# An approximate infinite-dimensional fixed point theorem

Given $\epsilon > 0$ and $f : [0, 1]^{\omega} \rightarrow [0, 1]^{\omega}$, can we find $x$ such that $x \in \textrm{Conv}\left( \left\{f(y) : ||y - x||_{\infty} < \epsilon\right\}\right)$?

In finite dimensions this is straightforwardly equivalent to Brouwer's fixed point theorem. In the infinite dimensional case they are not equivalent, and I don't even know whether to expect the claim to be true or false (I was expecting it to be much more straightforward to settle).

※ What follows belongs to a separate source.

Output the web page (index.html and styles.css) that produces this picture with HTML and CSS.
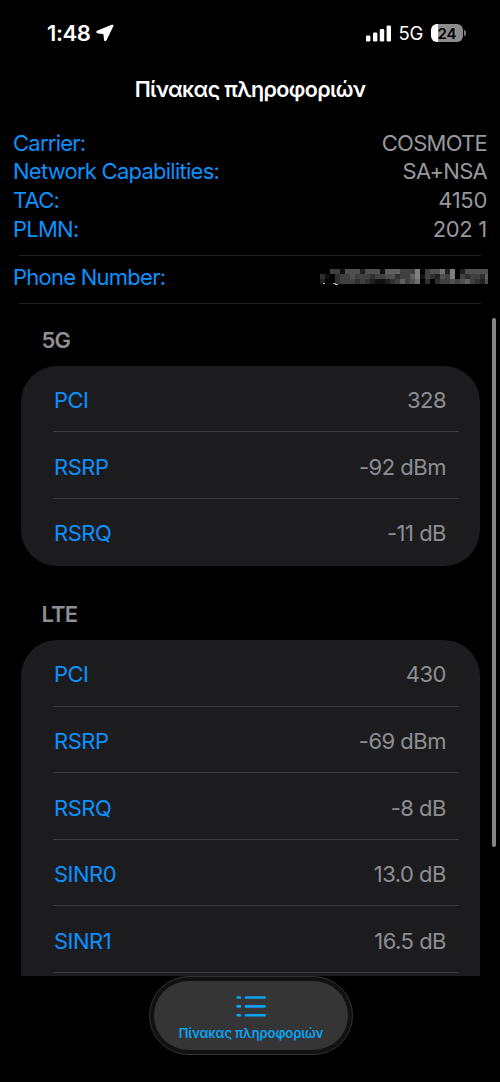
FILE: index.html
```html
<!DOCTYPE html>
<html lang="el">
<head>
<meta charset="utf-8">
<meta name="viewport" content="width=device-width, initial-scale=1">
<title>Πίνακας πληροφοριών</title>
<link rel="stylesheet" href="styles.css">
</head>
<body>
<div class="screen">
  <header class="status">
    <span class="time">1:48</span>
    <svg class="location" width="18" height="18" viewBox="0 0 18 18"><path d="M16 1.3 1.2 7.4 Q.4 8.2 1.4 8.7 L8 9.6 8.6 15.9 Q9.2 17.1 10 16 L16.8 2 Q17.1 1 16 1.3Z" fill="#fff" stroke="#fff" stroke-width="1.2" stroke-linejoin="round"/></svg>
    <svg class="signal" width="26" height="17" viewBox="0 0 26 17" fill="#fff"><rect x="0" y="10.5" width="4.4" height="6" rx="1.3"/><rect x="7" y="7.5" width="4.4" height="9" rx="1.3"/><rect x="13.8" y="4" width="4.4" height="12.5" rx="1.3"/><rect x="20.6" y=".5" width="4.4" height="16" rx="1.3"/></svg>
    <span class="network">5G</span>
    <span class="battery"><span class="level">24</span><i class="cap"></i></span>
  </header>
  <h1 class="title">Πίνακας πληροφοριών</h1>
  <main class="content">
    <dl class="summary">
      <div class="info"><dt>Carrier:</dt><dd>COSMOTE</dd></div>
      <div class="info"><dt>Network Capabilities:</dt><dd>SA+NSA</dd></div>
      <div class="info"><dt>TAC:</dt><dd class="digits">4150</dd></div>
      <div class="info"><dt>PLMN:</dt><dd class="digits">202 1</dd></div>
    </dl>
    <dl class="phone">
      <div class="info"><dt>Phone Number:</dt><dd><svg class="masked" id="masked" width="168" height="16" viewBox="0 0 168 16" shape-rendering="crispEdges"></svg></dd></div>
    </dl>
    <h2 class="heading">5G</h2>
    <dl class="card">
      <div class="row"><dt>PCI</dt><dd>328</dd></div>
      <div class="row"><dt>RSRP</dt><dd>-92 dBm</dd></div>
      <div class="row"><dt>RSRQ</dt><dd>-11 dB</dd></div>
    </dl>
    <h2 class="heading lte">LTE</h2>
    <dl class="card">
      <div class="row"><dt>PCI</dt><dd>430</dd></div>
      <div class="row"><dt>RSRP</dt><dd>-69 dBm</dd></div>
      <div class="row"><dt>RSRQ</dt><dd>-8 dB</dd></div>
      <div class="row"><dt>SINR0</dt><dd>13.0 dB</dd></div>
      <div class="row"><dt>SINR1</dt><dd>16.5 dB</dd></div>
      <div class="row"></div>
    </dl>
  </main>
  <i class="scrollbar"></i>
  <nav class="tabbar">
    <a class="tab">
      <svg class="list" width="30" height="23" viewBox="0 0 30 23" stroke="#0ba4f5" stroke-width="2.6" stroke-linecap="round"><path d="M1.6 2.5H4M10 2.5H28.6M1.6 11.4H4M10 11.4H28.6M1.6 20.2H4M10 20.2H28.6"/></svg>
      <span class="label">Πίνακας πληροφοριών</span>
    </a>
  </nav>
</div>
<script src="mask.js"></script>
</body>
</html>
```
FILE: mask.js
```js
// Mosaic over the hidden number: one digit of brightness per cell.
const rows = [
  "0044155525551666444804557280255555",
  "3103445444344553446814325480434436",
  "2003444343211234645703034454564325"
];
const svg = document.getElementById("masked");
const addRect = (x, y, width, height, grey) => {
  const cell = document.createElementNS("http://www.w3.org/2000/svg", "rect");
  Object.entries({ x, y, width, height, fill: `rgb(${grey},${grey},${grey})` })
    .forEach(([name, value]) => cell.setAttribute(name, value));
  svg.append(cell);
};
rows.forEach((row, y) => [...row].forEach((level, x) => addRect(x * 5, y * 5, 5, 5, Number(level) * 16)));
addRect(3, 14, 2, 1, 190);
addRect(13, 14, 3, 1, 170);
addRect(15, 15, 3, 1, 190);
```
FILE: styles.css
```css
* { box-sizing: border-box; }
body { margin: 0; background: #000; font-family: Inter, "Noto Sans", sans-serif; }
dl, dd, h1, h2 { margin: 0; }
.screen { position: relative; width: 500px; height: 1082px; overflow: hidden; background: #000; display: flex; flex-direction: column; }
.status { height: 66px; padding: 0 37px 0 47px; display: flex; align-items: center; color: #fff; }
.time { font-size: 22px; font-weight: 600; letter-spacing: -0.4px; }
.location { margin-left: 6px; }
.signal { margin-left: auto; }
.network { margin-left: 7px; font-size: 18.5px; letter-spacing: -0.3px; }
.battery { position: relative; margin-left: 8px; width: 32px; height: 18px; border-radius: 6px; background: linear-gradient(to right, #fff 7px, #8c8c8c 7px); display: flex; align-items: center; justify-content: center; }
.level { color: #000; font-size: 15px; font-weight: 600; }
.cap { position: absolute; left: 33px; top: 6px; width: 2px; height: 6px; border-radius: 0 3px 3px 0; background: #777; }
.title { height: 62px; padding-top: 9px; color: #fff; text-align: center; font-size: 21.5px; font-weight: 600; line-height: 28px; letter-spacing: -0.62px; }
.content { height: 848px; overflow: hidden; font-size: 22px; letter-spacing: -0.5px; }
.info, .row { display: flex; justify-content: space-between; }
.info { height: 28.7px; line-height: 29px; padding: 0 13px; color: #98989d; letter-spacing: -0.75px; }
.info .digits { letter-spacing: -0.3px; }
dt { color: #0d91fc; }
.summary { height: 126.5px; padding-top: 0.7px; }
.phone { position: relative; height: 49px; padding-top: 8px; }
.phone::before, .phone::after { content: ""; position: absolute; left: 19px; right: 19px; height: 1px; background: #202022; }
.phone::before { top: 0; }
.phone::after { top: 48px; }
.masked { display: block; margin: 6px -1px 0 0; }
.heading { color: #8e8e93; font-size: 22px; font-weight: 600; line-height: 28px; padding-left: 41.5px; height: 62.5px; padding-top: 22px; letter-spacing: -0.8px; }
.heading.lte { height: 74.6px; padding-top: 34.6px; }
.card { margin: 0 20.5px; border-radius: 36px; background: #1c1c1e; overflow: hidden; }
.row { position: relative; height: 66.6px; padding: 0 33.5px; line-height: 68px; color: #8e8e93; }
.row:not(:last-child)::after { content: ""; position: absolute; left: 32.5px; right: 20.5px; bottom: 0.4px; height: 1px; background: #3a3a3c; }
.scrollbar { position: absolute; left: 492px; top: 318px; width: 4px; height: 529px; border-radius: 2px; background: #858585; }
.tabbar { position: absolute; left: 149px; top: 976px; width: 204px; height: 79px; border-radius: 40px; padding: 4px; background: #111; border: 1px solid #343436; }
.tab { height: 69px; border-radius: 35px; background: #353535; display: flex; flex-direction: column; align-items: center; padding-top: 14px; }
.list { display: block; }
.label { margin-top: 6px; color: #0ba4f5; font-size: 13px; font-weight: 600; line-height: 19px; letter-spacing: -0.1px; white-space: nowrap; }
```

I would actually be happy to solve the problem for the simpler case of maps $f : [0, 1]^{\omega} \rightarrow \left\{0, 1\right\}^{\omega}$, since I'm imagining each coordinate of $f$ as returning the truth of a certain predicate applied to $x$. And we could just as well work with the discrete setting, of $f : \left\{0, 1, \ldots, m\right\}^{\omega} \rightarrow \left\{0, m\right\}^{\omega}$.

I'm aware of this result, but it doesn't seem to help very much here.

Edit: I would actually be happy to find an $x$ which isn't separated from $\left\{ f(y) : ||y - x||_{\infty} < \epsilon\right\}$ by any hyperplane parallel to the coordinate axes. This seems like it should be much easier.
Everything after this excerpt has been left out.